======== RECORD LIST ========

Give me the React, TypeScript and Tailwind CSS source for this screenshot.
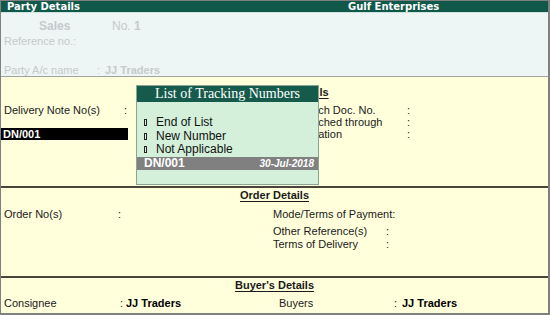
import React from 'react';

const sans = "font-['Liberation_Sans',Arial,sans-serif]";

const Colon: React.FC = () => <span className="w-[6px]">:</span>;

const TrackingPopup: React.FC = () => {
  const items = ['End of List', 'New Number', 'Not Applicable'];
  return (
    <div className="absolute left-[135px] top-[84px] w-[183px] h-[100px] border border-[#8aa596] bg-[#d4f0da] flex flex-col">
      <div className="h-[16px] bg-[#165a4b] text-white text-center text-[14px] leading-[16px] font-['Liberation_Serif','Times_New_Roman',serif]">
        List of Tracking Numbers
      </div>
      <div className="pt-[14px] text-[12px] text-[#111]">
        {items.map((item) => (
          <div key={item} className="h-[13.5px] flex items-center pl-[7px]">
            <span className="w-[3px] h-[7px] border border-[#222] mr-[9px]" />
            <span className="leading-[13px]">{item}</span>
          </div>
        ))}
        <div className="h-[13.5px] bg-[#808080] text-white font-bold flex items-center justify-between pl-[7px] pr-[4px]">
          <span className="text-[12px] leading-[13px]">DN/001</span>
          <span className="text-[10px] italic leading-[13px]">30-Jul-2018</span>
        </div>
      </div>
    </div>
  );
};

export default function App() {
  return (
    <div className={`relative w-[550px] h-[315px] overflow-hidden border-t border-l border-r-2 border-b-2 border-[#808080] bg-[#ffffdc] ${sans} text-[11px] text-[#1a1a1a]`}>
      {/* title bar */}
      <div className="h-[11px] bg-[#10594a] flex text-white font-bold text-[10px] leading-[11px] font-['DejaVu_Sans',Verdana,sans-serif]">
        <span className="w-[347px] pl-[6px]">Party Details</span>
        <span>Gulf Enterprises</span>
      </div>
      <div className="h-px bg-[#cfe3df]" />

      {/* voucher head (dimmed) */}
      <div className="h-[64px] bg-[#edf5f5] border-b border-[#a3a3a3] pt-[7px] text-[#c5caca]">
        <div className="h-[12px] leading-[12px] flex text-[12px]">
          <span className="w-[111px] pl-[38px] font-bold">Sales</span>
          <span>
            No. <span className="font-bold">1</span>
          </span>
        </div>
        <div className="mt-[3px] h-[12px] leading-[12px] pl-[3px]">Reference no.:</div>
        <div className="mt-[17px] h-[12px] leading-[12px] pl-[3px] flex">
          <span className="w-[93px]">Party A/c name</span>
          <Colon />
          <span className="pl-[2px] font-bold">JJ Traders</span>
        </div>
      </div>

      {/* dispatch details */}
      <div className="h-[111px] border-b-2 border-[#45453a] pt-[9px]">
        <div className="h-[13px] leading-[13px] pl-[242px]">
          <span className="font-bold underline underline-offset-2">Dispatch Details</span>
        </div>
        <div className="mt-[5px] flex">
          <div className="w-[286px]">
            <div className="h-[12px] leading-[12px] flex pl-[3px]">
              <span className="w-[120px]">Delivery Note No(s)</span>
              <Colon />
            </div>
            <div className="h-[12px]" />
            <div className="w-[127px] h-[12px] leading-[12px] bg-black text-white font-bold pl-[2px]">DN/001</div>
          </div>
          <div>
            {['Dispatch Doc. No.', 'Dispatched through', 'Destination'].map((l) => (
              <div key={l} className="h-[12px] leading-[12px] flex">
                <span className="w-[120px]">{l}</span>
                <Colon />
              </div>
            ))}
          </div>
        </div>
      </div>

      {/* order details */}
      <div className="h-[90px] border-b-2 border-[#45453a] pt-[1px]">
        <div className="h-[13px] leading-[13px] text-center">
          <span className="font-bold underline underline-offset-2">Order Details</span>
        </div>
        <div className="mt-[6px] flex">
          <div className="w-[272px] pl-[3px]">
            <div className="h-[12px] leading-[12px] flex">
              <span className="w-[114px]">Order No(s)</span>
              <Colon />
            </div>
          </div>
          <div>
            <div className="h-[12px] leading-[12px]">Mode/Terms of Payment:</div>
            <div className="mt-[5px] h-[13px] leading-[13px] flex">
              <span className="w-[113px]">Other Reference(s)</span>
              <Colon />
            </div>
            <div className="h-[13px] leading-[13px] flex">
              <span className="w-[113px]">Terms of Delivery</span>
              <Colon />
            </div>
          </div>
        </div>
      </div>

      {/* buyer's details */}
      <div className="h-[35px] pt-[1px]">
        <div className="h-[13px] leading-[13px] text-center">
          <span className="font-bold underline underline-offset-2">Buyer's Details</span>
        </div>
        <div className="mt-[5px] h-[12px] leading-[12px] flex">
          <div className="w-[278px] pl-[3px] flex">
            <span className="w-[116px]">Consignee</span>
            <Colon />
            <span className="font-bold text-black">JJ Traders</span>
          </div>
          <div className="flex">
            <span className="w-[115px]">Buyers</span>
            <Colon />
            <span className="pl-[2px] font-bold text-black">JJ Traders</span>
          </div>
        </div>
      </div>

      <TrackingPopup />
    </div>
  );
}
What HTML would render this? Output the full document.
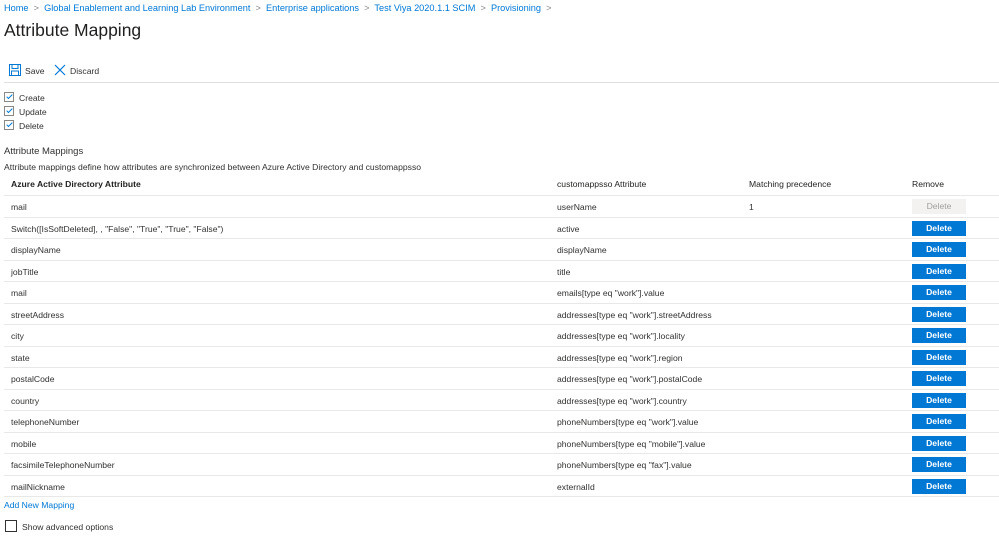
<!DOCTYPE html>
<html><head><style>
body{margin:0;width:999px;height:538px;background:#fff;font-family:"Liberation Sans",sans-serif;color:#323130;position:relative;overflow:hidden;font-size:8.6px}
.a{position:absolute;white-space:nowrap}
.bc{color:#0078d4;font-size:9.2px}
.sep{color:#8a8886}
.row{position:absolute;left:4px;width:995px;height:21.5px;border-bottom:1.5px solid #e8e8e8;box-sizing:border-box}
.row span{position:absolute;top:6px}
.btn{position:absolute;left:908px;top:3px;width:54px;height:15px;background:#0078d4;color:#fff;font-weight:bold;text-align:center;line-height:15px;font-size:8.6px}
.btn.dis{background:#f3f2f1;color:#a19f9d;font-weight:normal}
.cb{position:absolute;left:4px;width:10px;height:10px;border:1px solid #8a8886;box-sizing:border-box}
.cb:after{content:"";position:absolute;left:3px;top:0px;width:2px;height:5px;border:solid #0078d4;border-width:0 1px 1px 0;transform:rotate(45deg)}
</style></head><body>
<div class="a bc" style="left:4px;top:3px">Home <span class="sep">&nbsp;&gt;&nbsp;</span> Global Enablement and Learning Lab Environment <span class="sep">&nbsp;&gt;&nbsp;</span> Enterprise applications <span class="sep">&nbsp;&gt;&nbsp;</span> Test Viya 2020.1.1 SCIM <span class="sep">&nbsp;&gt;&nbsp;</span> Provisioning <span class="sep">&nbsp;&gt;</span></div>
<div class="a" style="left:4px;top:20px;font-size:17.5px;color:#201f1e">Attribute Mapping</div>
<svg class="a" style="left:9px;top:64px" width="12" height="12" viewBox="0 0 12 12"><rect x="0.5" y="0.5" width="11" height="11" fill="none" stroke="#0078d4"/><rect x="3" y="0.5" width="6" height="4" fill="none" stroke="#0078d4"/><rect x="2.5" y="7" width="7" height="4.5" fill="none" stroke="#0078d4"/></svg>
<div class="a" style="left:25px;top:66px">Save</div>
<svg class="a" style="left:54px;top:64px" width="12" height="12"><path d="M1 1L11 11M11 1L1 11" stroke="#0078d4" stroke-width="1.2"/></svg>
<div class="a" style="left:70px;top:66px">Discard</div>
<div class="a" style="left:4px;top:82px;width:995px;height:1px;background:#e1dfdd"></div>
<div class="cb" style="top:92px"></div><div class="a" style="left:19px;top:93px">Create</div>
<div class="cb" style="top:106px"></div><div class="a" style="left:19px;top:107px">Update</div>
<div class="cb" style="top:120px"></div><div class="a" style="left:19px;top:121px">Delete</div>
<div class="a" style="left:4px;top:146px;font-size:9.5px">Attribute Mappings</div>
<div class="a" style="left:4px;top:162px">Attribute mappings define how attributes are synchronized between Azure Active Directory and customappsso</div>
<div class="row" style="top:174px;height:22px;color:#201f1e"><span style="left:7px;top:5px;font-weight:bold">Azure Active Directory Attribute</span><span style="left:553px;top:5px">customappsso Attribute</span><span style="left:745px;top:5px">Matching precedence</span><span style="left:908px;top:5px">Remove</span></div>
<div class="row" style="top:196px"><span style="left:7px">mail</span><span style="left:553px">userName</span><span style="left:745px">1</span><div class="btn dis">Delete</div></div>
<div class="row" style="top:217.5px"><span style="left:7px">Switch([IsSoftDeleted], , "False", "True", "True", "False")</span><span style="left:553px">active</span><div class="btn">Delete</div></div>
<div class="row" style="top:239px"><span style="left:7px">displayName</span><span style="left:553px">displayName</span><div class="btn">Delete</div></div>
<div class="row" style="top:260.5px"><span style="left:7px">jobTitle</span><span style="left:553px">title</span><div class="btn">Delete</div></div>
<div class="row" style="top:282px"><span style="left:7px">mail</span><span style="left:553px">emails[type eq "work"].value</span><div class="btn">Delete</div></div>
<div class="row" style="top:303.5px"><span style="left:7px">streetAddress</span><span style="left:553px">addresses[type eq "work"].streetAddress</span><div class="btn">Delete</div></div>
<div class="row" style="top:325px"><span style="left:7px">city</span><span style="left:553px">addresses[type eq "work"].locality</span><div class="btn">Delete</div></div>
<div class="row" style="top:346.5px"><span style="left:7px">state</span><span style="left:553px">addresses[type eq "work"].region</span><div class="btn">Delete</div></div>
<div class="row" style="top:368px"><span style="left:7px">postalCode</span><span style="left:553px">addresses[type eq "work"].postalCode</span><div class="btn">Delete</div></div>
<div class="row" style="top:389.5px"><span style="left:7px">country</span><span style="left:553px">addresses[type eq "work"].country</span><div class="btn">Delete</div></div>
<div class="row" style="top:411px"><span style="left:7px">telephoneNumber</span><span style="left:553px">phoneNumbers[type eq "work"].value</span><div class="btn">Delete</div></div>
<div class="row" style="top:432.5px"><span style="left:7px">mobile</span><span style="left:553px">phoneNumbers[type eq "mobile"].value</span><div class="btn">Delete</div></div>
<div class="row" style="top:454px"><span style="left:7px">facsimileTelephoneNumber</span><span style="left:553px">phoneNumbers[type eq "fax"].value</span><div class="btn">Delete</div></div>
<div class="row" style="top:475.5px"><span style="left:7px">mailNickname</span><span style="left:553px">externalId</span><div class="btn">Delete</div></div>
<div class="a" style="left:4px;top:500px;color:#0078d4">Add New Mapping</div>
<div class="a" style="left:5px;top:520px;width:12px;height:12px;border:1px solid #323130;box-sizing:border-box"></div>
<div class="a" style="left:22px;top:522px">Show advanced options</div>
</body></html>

========

Work out how many lines of the listing above include the word "React". Report only the number.

FULL OUTPUT: 4